Short exercise.
Retype the data exactly, from its first line to the line containing "import React from", including both, and skip any picture.
....................
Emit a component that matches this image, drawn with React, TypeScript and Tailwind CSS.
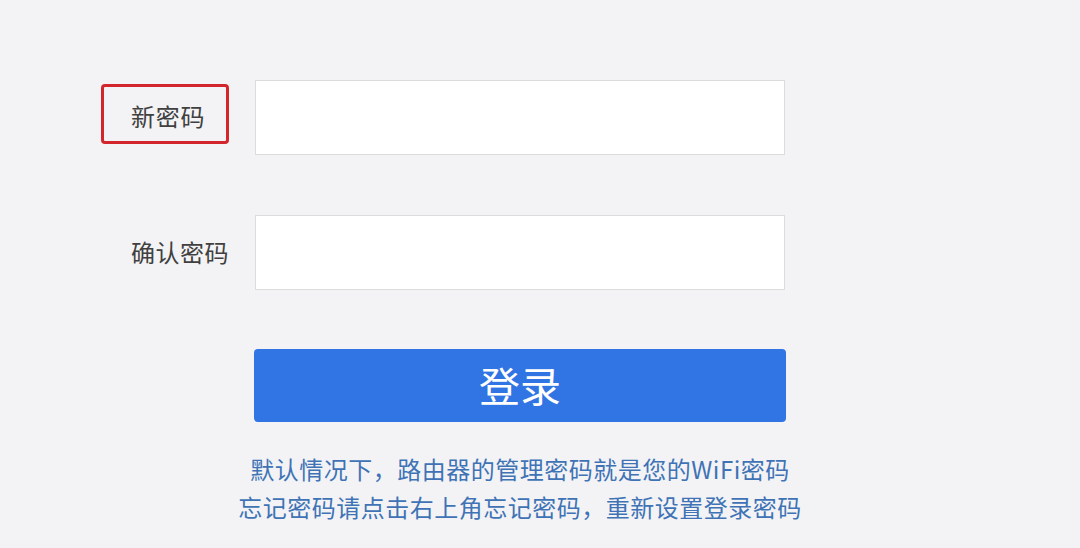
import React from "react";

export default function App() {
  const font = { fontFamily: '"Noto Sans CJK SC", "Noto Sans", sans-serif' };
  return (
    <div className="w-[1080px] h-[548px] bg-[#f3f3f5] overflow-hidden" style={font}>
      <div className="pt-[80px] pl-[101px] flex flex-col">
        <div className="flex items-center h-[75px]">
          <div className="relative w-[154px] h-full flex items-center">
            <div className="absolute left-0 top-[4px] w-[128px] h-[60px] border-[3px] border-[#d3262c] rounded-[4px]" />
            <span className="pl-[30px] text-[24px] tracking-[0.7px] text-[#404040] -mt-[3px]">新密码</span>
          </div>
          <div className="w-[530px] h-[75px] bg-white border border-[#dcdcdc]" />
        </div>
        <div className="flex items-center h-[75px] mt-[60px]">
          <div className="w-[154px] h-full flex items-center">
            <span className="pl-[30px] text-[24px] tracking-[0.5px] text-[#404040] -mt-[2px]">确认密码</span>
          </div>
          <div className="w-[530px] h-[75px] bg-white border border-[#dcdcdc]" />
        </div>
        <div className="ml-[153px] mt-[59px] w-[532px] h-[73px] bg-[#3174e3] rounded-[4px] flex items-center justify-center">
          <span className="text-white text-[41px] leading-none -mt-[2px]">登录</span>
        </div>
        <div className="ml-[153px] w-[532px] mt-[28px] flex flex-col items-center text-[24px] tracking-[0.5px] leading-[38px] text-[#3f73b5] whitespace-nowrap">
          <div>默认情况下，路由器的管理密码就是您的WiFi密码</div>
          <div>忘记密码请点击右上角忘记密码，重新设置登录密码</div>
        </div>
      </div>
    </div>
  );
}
....................
Response.
Emit a component that matches this image, drawn with React, TypeScript and Tailwind CSS.
import React from "react";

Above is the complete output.